No assurance can be given that the Minimum Tender Condition or any other condition will be achieved or that the Merger Agreement will not be amended, in each case, prior to the End Date.
The foregoing description of the Merger Agreement and the transactions contemplated thereby does not purport to be complete and is qualified in its entirety by reference to the Merger Agreement, which is filed as Exhibit 2.1 to this Annual Report on Form 10-K.
Spin-off
On June 1, 2017, the Company completed the spin-off of SEACOR Marine Holdings Inc. ("SEACOR Marine"), the company that operated SEACOR's Offshore Marine Services business segment, by means of a dividend of all of the issued and outstanding common stock of SEACOR Marine to SEACOR's shareholders (the "Spin-off").
Segment Information
SEACOR is a diversified holding company with interests in domestic and international transportation and logistics, risk management consultancy and other businesses.

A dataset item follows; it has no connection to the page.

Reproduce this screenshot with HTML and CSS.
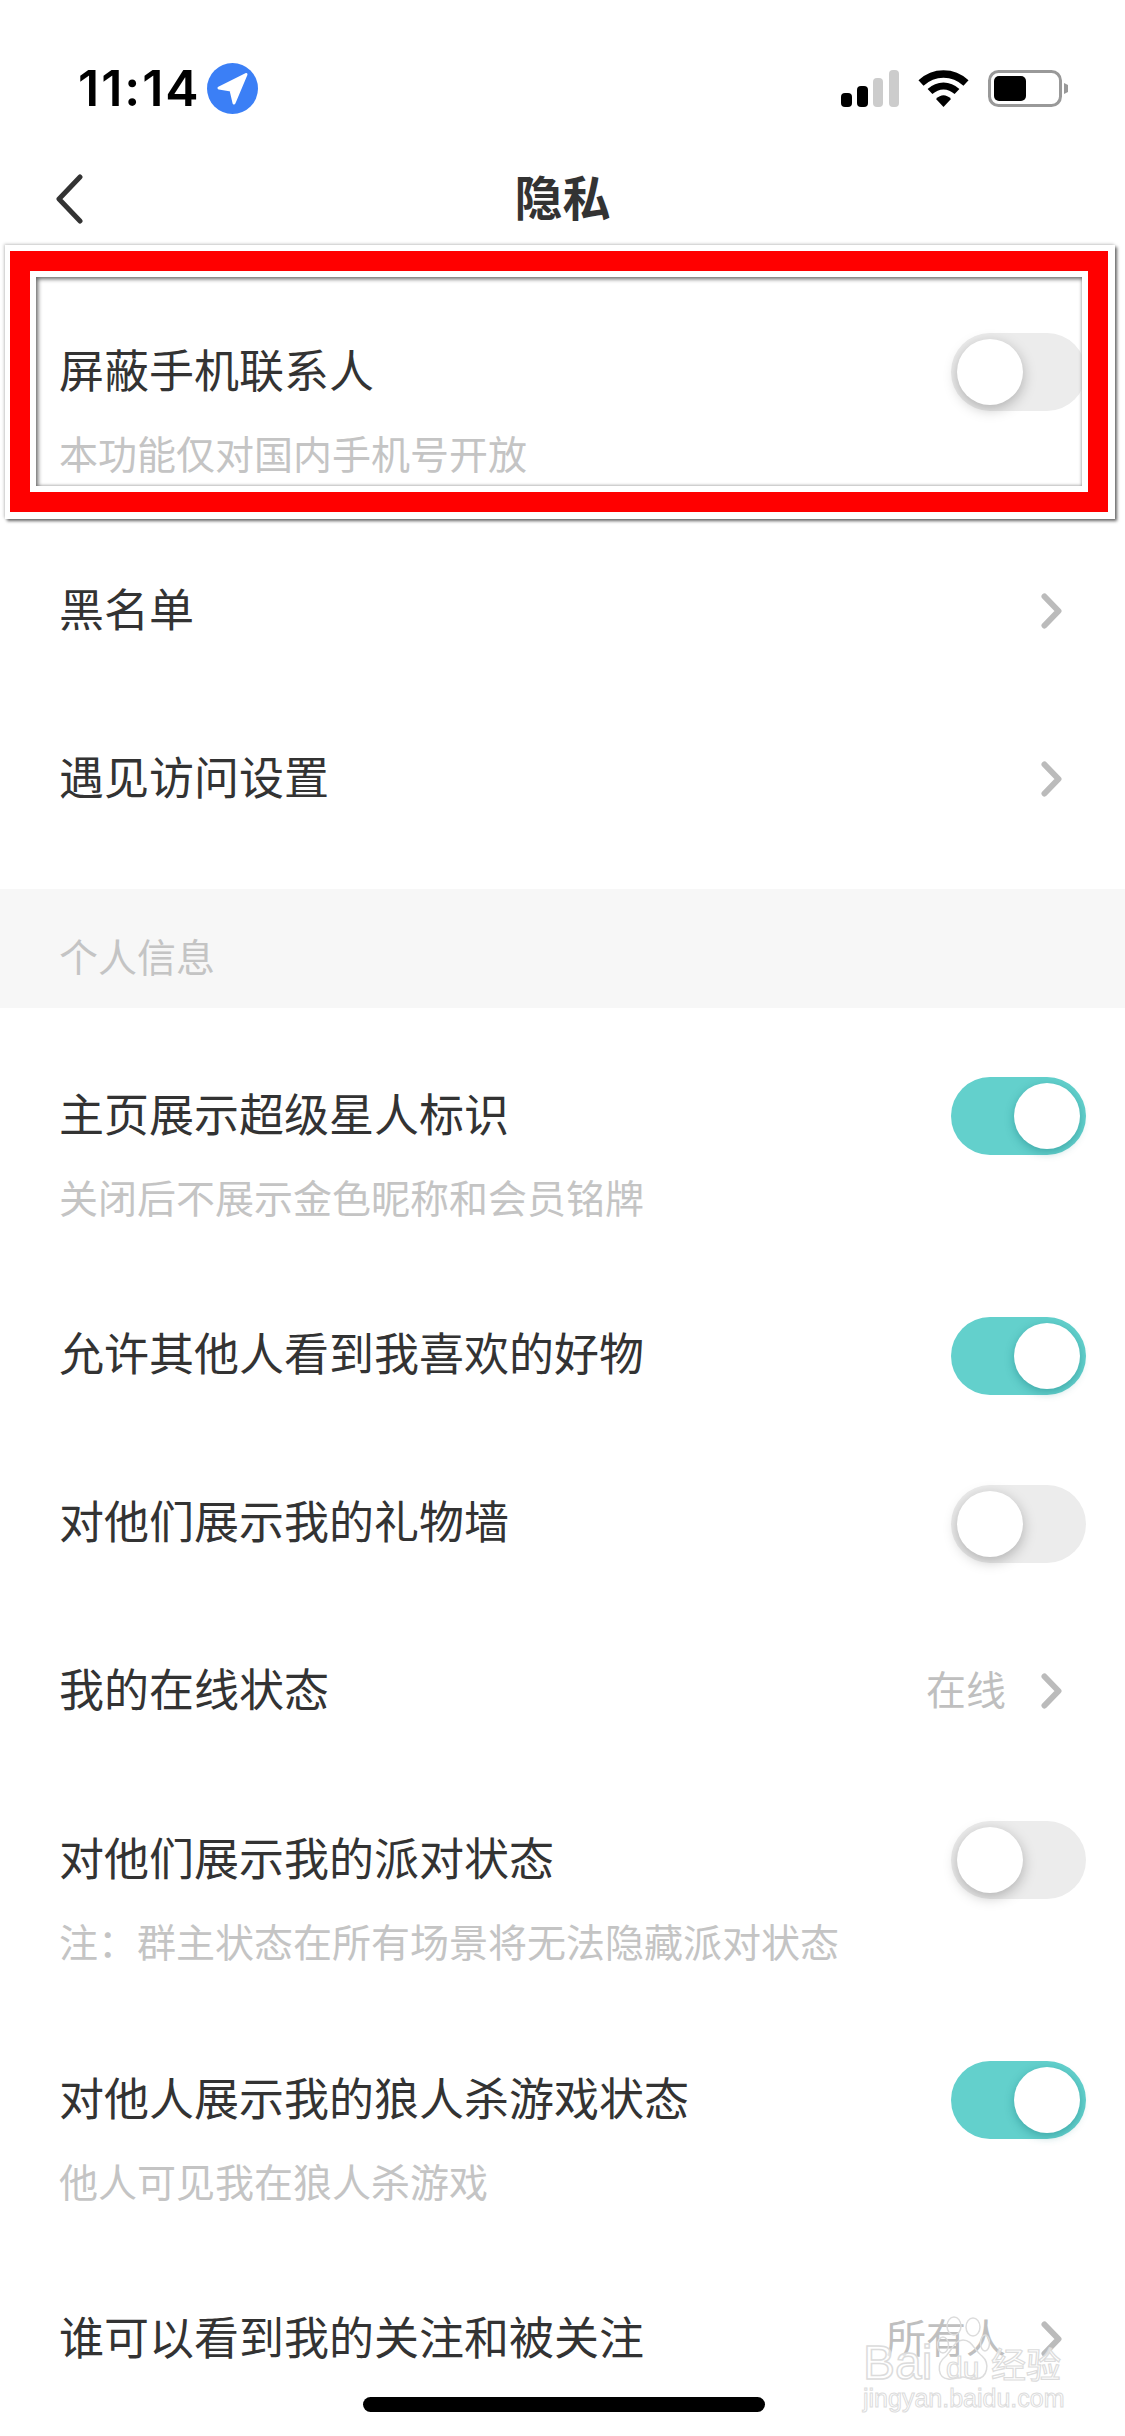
FILE: index.html
```html
<!DOCTYPE html>
<html lang="zh-CN">
<head>
    <meta charset="UTF-8">
    <meta name="viewport" content="width=device-width, initial-scale=1.0">
    <title>隐私</title>
    <link rel="stylesheet" href="styles.css">
</head>
<body>
    <div class="phone">
        <div class="status-bar">
            <div class="status-left">
                <span class="time">11:14</span>
                <svg class="loc" width="51" height="51" viewBox="0 0 51 51">
                    <circle cx="25.5" cy="25.5" r="25.5" fill="#3b7ff6"/>
                    <path d="M39 11.5 L12 25 L24 27 L27 40 Z" fill="#fff" stroke="#fff" stroke-width="3" stroke-linejoin="round"/>
                </svg>
            </div>
            <div class="status-right">
                <svg class="signal" width="58" height="37" viewBox="0 0 58 37">
                    <rect x="0" y="23" width="11" height="14" rx="4" fill="#000"/>
                    <rect x="16" y="16" width="11" height="21" rx="4" fill="#000"/>
                    <rect x="32" y="8" width="10" height="29" rx="4" fill="#ccc"/>
                    <rect x="48" y="0" width="10" height="37" rx="4" fill="#ccc"/>
                </svg>
                <svg class="wifi" width="51" height="37" viewBox="0 0 51 37">
                    <path d="M3 13 C16 1 35 1 48 13" fill="none" stroke="#000" stroke-width="7.5"/>
                    <path d="M12 21.5 C20 14 31 14 39 21.5" fill="none" stroke="#000" stroke-width="7"/>
                    <path d="M18 29 C23 24 28 24 33 29 L25.5 37 Z" fill="#000"/>
                </svg>
                <svg class="battery" width="80" height="37" viewBox="0 0 80 37">
                    <rect x="1.5" y="1.5" width="71" height="34" rx="9" fill="none" stroke="#999" stroke-width="3"/>
                    <rect x="6" y="6" width="32" height="25" rx="5" fill="#000"/>
                    <path d="M76 13 L80 15 L80 22 L76 24 Z" fill="#999"/>
                </svg>
            </div>
        </div>

        <div class="nav">
            <svg class="back" width="32" height="50" viewBox="0 0 32 50">
                <path d="M27 3 L6 25 L27 47" fill="none" stroke="#333" stroke-width="5" stroke-linecap="round" stroke-linejoin="round"/>
            </svg>
            <span class="nav-title">隐私</span>
        </div>

        <div class="group group-top">
            <div class="row row-tall">
                <div class="row-text">
                    <div class="row-title">屏蔽手机联系人</div>
                    <div class="row-sub">本功能仅对国内手机号开放</div>
                </div>
                <div class="switch"><i class="knob"></i></div>
            </div>
            <div class="row">
                <div class="row-title">黑名单</div>
                <svg class="chevron" width="21" height="36" viewBox="0 0 21 36"><path d="M3.5 3.5 L17.5 18 L3.5 32.5" fill="none" stroke="#bbb" stroke-width="6" stroke-linecap="round" stroke-linejoin="round"/></svg>
            </div>
            <div class="row">
                <div class="row-title">遇见访问设置</div>
                <svg class="chevron" width="21" height="36" viewBox="0 0 21 36"><path d="M3.5 3.5 L17.5 18 L3.5 32.5" fill="none" stroke="#bbb" stroke-width="6" stroke-linecap="round" stroke-linejoin="round"/></svg>
            </div>
        </div>

        <div class="section-head">个人信息</div>

        <div class="group group-info">
            <div class="row row-tall">
                <div class="row-text">
                    <div class="row-title">主页展示超级星人标识</div>
                    <div class="row-sub">关闭后不展示金色昵称和会员铭牌</div>
                </div>
                <div class="switch on"><i class="knob"></i></div>
            </div>
            <div class="row">
                <div class="row-title">允许其他人看到我喜欢的好物</div>
                <div class="switch on"><i class="knob"></i></div>
            </div>
            <div class="row">
                <div class="row-title">对他们展示我的礼物墙</div>
                <div class="switch"><i class="knob"></i></div>
            </div>
            <div class="row">
                <div class="row-title">我的在线状态</div>
                <div class="row-right">
                    <span class="row-value">在线</span>
                    <svg class="chevron" width="21" height="36" viewBox="0 0 21 36"><path d="M3.5 3.5 L17.5 18 L3.5 32.5" fill="none" stroke="#bbb" stroke-width="6" stroke-linecap="round" stroke-linejoin="round"/></svg>
                </div>
            </div>
            <div class="row row-tall">
                <div class="row-text">
                    <div class="row-title">对他们展示我的派对状态</div>
                    <div class="row-sub">注：群主状态在所有场景将无法隐藏派对状态</div>
                </div>
                <div class="switch"><i class="knob"></i></div>
            </div>
            <div class="row row-tall">
                <div class="row-text">
                    <div class="row-title">对他人展示我的狼人杀游戏状态</div>
                    <div class="row-sub">他人可见我在狼人杀游戏</div>
                </div>
                <div class="switch on"><i class="knob"></i></div>
            </div>
            <div class="row">
                <div class="row-title">谁可以看到我的关注和被关注</div>
                <div class="row-right">
                    <span class="row-value">所有人</span>
                    <svg class="chevron" width="21" height="36" viewBox="0 0 21 36"><path d="M3.5 3.5 L17.5 18 L3.5 32.5" fill="none" stroke="#bbb" stroke-width="6" stroke-linecap="round" stroke-linejoin="round"/></svg>
                </div>
            </div>
        </div>

        <!-- red annotation drawn over the first row -->
        <div class="mark"><div class="mark-red"><div class="mark-gap"><div class="mark-inner"></div></div></div></div>

        <div class="home-bar"></div>

        <!-- watermark -->
        <div class="watermark">
            <svg class="paw" width="54" height="66" viewBox="0 0 54 66">
                <g fill="none" stroke="#dcdcdc" stroke-width="1.5">
                    <ellipse cx="7" cy="29" rx="5.5" ry="8"/>
                    <ellipse cx="18" cy="10" rx="7" ry="9"/>
                    <ellipse cx="37" cy="11" rx="7" ry="9"/>
                    <ellipse cx="49" cy="27" rx="4.5" ry="8"/>
                    <path d="M27 24 C36 24 38 34 46 40 C54 47 52 62 40 63 C34 64 31 61 27 61 C22 61 18 64 12 63 C2 62 0 48 9 41 C16 35 18 24 27 24 Z"/>
                </g>
            </svg>
            <div class="wm-bai">Bai</div>
            <div class="wm-du">du</div>
            <div class="wm-jy">经验</div>
            <div class="wm-url">jingyan.baidu.com</div>
        </div>
    </div>
</body>
</html>
```

FILE: styles.css
```css
* {
    box-sizing: border-box;
}
body {
    margin: 0;
    background: #fff;
    font-family: "Noto Sans CJK SC", "Noto Sans", sans-serif;
    color: #333;
}
.phone {
    position: relative;
    width: 1125px;
    height: 2436px;
    overflow: hidden;
    background: #fff;
}

/* status bar */
.status-bar {
    display: flex;
    justify-content: space-between;
    align-items: center;
    height: 63px;
    margin-top: 57px;
    padding: 0 57px 0 78px;
}
.status-left {
    display: flex;
    align-items: center;
    gap: 6px;
}
.status-right {
    display: flex;
    align-items: center;
    gap: 19px;
}
.time {
    font-family: Inter, sans-serif;
    font-weight: 600;
    font-size: 50px;
    letter-spacing: 2px;
    line-height: 51px;
    color: #000;
}
.status-bar svg {
    display: block;
}

/* nav */
.nav {
    position: relative;
    display: flex;
    justify-content: center;
    align-items: center;
    height: 126px;
    margin-top: 15px;
    padding-bottom: 6px;
}
.back {
    position: absolute;
    left: 53px;
    top: 39px;
}
.nav-title {
    font-size: 48px;
    font-weight: 700;
    line-height: 60px;
}

/* rows */
.group-top {
    margin-top: 26px;
    padding-bottom: 26px;
}
.group-info {
    padding-top: 23px;
}
.row {
    display: flex;
    justify-content: space-between;
    align-items: center;
    height: 168px;
    padding: 0 39px 6px 59px;
}
.row-tall {
    height: 240px;
    align-items: flex-start;
    padding-bottom: 0;
}
.row-tall .row-text {
    padding-top: 52px;
}
.row-title {
    font-size: 45px;
    line-height: 60px;
}
.row-sub {
    margin-top: 26px;
    font-size: 39px;
    line-height: 54px;
    color: #c4c4c4;
}
.row-right {
    display: flex;
    align-items: center;
    gap: 35px;
}
.row-value {
    font-size: 40px;
    line-height: 54px;
    color: #bfbfbf;
}
.chevron {
    display: block;
    margin-top: 6px;
    margin-right: 24px;
}

/* switch */
.switch {
    position: relative;
    width: 135px;
    height: 78px;
    margin-top: 8px;
    border-radius: 39px;
    background: #ececec;
}
.row-tall .switch {
    margin-top: 46px;
}
.knob {
    position: absolute;
    top: 6px;
    left: 6px;
    width: 66px;
    height: 66px;
    border-radius: 50%;
    background: #fff;
    box-shadow: 0 4px 14px rgba(0, 0, 0, 0.26);
}
.switch.on {
    background: #63d0cc;
}
.switch.on .knob {
    left: 63px;
    box-shadow: 0 3px 10px rgba(20, 120, 125, 0.45);
}

/* section header */
.section-head {
    height: 119px;
    padding-left: 59px;
    background: #f7f7f7;
    font-size: 39px;
    line-height: 133px;
    color: #c4c4c4;
}

/* annotation */
.mark {
    position: absolute;
    left: 5px;
    top: 245px;
    width: 1110px;
    height: 274px;
    border-style: solid;
    border-color: #fff;
    border-width: 6px 7px 7px 5px;
    box-shadow: 2px 2px 3px #666, -1px -1px 3px #ccc;
}
.mark-red {
    height: 100%;
    border: 20px solid #f00;
}
.mark-gap {
    height: 100%;
    border: 6px solid #fff;
}
.mark-inner {
    height: 100%;
    box-shadow: inset 2px 2px 4px #666, inset -1px -1px 3px #ccc;
}

.home-bar {
    position: absolute;
    left: 363px;
    top: 2397px;
    width: 402px;
    height: 15px;
    border-radius: 8px;
    background: #000;
}

/* watermark */
.watermark {
    position: absolute;
    left: 860px;
    top: 2315px;
    width: 210px;
    height: 115px;
    font-family: "Liberation Sans", sans-serif;
    color: rgba(255, 255, 255, 0.65);
    white-space: nowrap;
}
.paw {
    position: absolute;
    left: 76px;
    top: 1px;
}
.wm-bai {
    position: absolute;
    left: 3px;
    top: 20px;
    font-size: 48px;
    line-height: 56px;
    -webkit-text-stroke: 1.5px #dcdcdc;
}
.wm-du {
    position: absolute;
    left: 86px;
    top: 36px;
    font-size: 30px;
    line-height: 34px;
    -webkit-text-stroke: 1.2px #dcdcdc;
}
.wm-jy {
    position: absolute;
    left: 131px;
    top: 26px;
    font-family: "Noto Sans CJK SC", sans-serif;
    font-size: 35px;
    line-height: 44px;
    -webkit-text-stroke: 1.2px #dcdcdc;
}
.wm-url {
    position: absolute;
    left: 3px;
    top: 68px;
    font-size: 25px;
    line-height: 30px;
    -webkit-text-stroke: 1px #dcdcdc;
}
```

The Company conducts its activities in the following reporting segments:
Ocean Transportation & Logistics Services
Inland Transportation & Logistics Services
Witt O’Brien’s
Other
Ocean Transportation & Logistics Services
Business
Ocean Transportation & Logistics Services (“Ocean Services”) owns and operates a diversified fleet of bulk transportation, port and infrastructure, and logistics assets, including U.S. coastwise eligible vessels and vessels trading internationally. Ocean Services owns and operates U.S.-flag petroleum and chemical carriers servicing the U.S. coastwise crude oil, petroleum products and chemical trades. Ocean Services’ dry bulk vessels operate in the U.S. coastwise trade. Ocean Services’ port and infrastructure services includes assisting deep-sea vessels docking in U.S. Gulf and East Coast ports, providing ocean towing services between U.S. ports, providing oil terminal support and bunkering operations in St. Eustatius and the Bahamas and providing vessel husbandry services to the U.S. military. Ocean Services’ logistics assets and services include U.S.-flag Pure Car/Truck Carriers (“PCTCs”) operating globally under the U.S. Maritime Security Program (“MSP”) and liner, short-sea, rail car and project cargo transportation and logistics solutions to and from ports in the Southeastern United States, the Caribbean (including Puerto Rico), the Bahamas and Mexico, as well as ‘door-to-door’ solutions for certain customers. Ocean Services also provides technical ship management services for third-party vessel owners. Ocean Services contributed 51%, 53% and 50% of the Company's consolidated operating revenues during the years ended December 31, 2020, 2019 and 2018, respectively.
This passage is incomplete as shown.